We ain’t ever getting older
I don’t trust you. Probably the worst words that you can hear about yourself, or someone you love. My mother has now said it about M and today about me. It’s true, I have left her without keys to get into the house twice now in one week, probably even just a few days. Y also said it about M. And yet, I have been preoccupied, probably for most of my life. I’m thinking about my writing, philosophizing with myself for most of my conscious existence. I am thinking about how everything in my experience networks with everything else, and how we can find balance in our shared existence. I am thinking about all of the untrustworthy things that I’ve committed and how these things have disturbed the balance. I am creating vibrations that jar the vibrations of other areas by colliding in different ways with the different vibrations in existence.

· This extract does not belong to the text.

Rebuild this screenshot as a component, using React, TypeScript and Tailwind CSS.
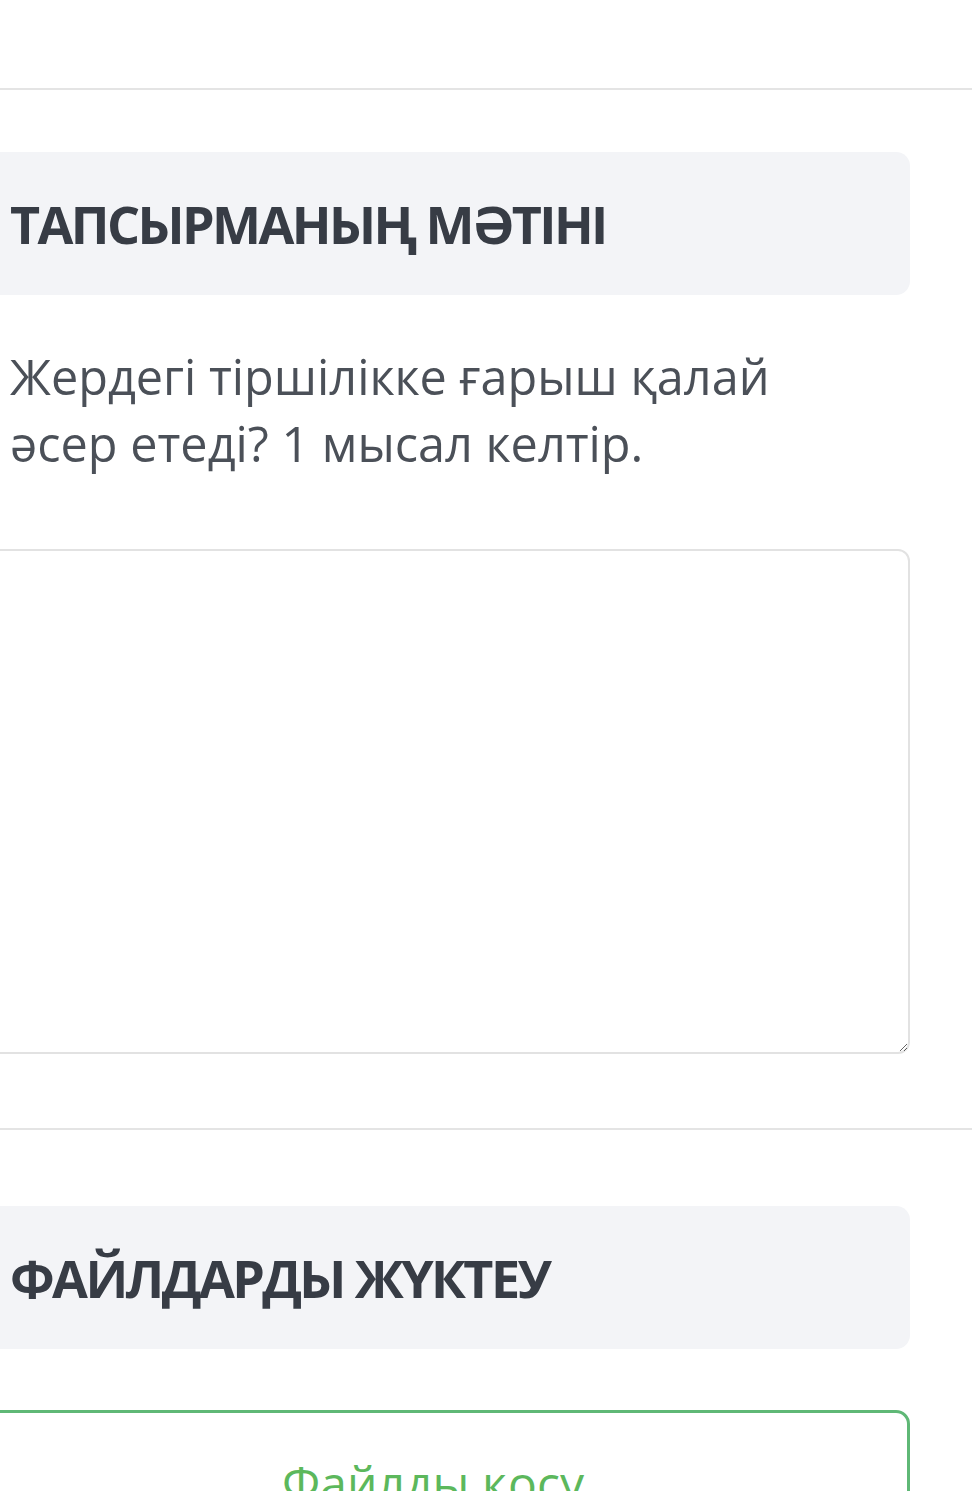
export default function App() {
  return (
    <div className="min-h-[1491px] w-[972px] overflow-hidden bg-white font-['Open_Sans',sans-serif]">
      <div className="h-[88px]"></div>
      <hr className="border-0 border-t-2 border-[#e4e4e4]" />

      <div className="ml-[-28px] w-[938px]">
        <div className="mt-[62px] flex h-[143px] items-center rounded-[14px] bg-[#f3f4f7] pl-[38px]">
          <h2 className="text-[52px] font-bold leading-none tracking-[-2.6px] text-[#373c45]">ТАПСЫРМАНЫҢ МӘТІНІ</h2>
        </div>

        <p className="mt-[48px] pl-[38px] pr-[120px] text-[48.6px] leading-[67px] text-[#4b5058]">
          Жердегі тіршілікке ғарыш қалай әсер етеді? 1 мысал келтір.
        </p>

        <textarea className="mt-[72px] block h-[505px] w-full rounded-[12px] border-2 border-[#e2e2e2] bg-white"></textarea>
      </div>

      <hr className="mt-[74px] border-0 border-t-2 border-[#e4e4e4]" />

      <div className="ml-[-28px] w-[938px]">
        <div className="mt-[76px] flex h-[143px] items-center rounded-[14px] bg-[#f3f4f7] pl-[38px]">
          <h2 className="text-[52px] font-bold leading-none tracking-[-2.6px] text-[#373c45]">ФАЙЛДАРДЫ ЖҮКТЕУ</h2>
        </div>

        <button className="mt-[61px] flex h-[140px] w-full items-start justify-center rounded-[14px] border-[3px] border-[#5fb876] bg-white pr-[16px] pt-[46px]">
          <span className="text-[48px] leading-none text-[#5cb85c]">Файлды қосу</span>
        </button>
      </div>
    </div>
  )
}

By spending so much time with my mother, I am naturally synching my vibrations with hers. I have tried to influence her with the best of what I have to give, but she is naturally the stronger being, having age and experience beyond my own – at least of the ego-driven variety – and I tend to demure to her, making my vibrations demure to hers. This means that she will take out the anger and disappointment that she feels in herself on me, who is naturally a reflection of herself. I can respect that this is ok and she needs to do this while I try to change her by growing my own strength of vibrations. But I think I may also need distance so that I can grow this strength on my own. I’m not sure. I’ve been trying the other way, doing what I need to grow in her midst, but she likes to stomp around on me, still a seedling at age 33. I think that I am getting so much stronger in each incarnation and her stomps are affecting me less and less. Soon, I will be a flower. I love trees, I just happen to be the type that likes to draw people into the obvious beauty of the world.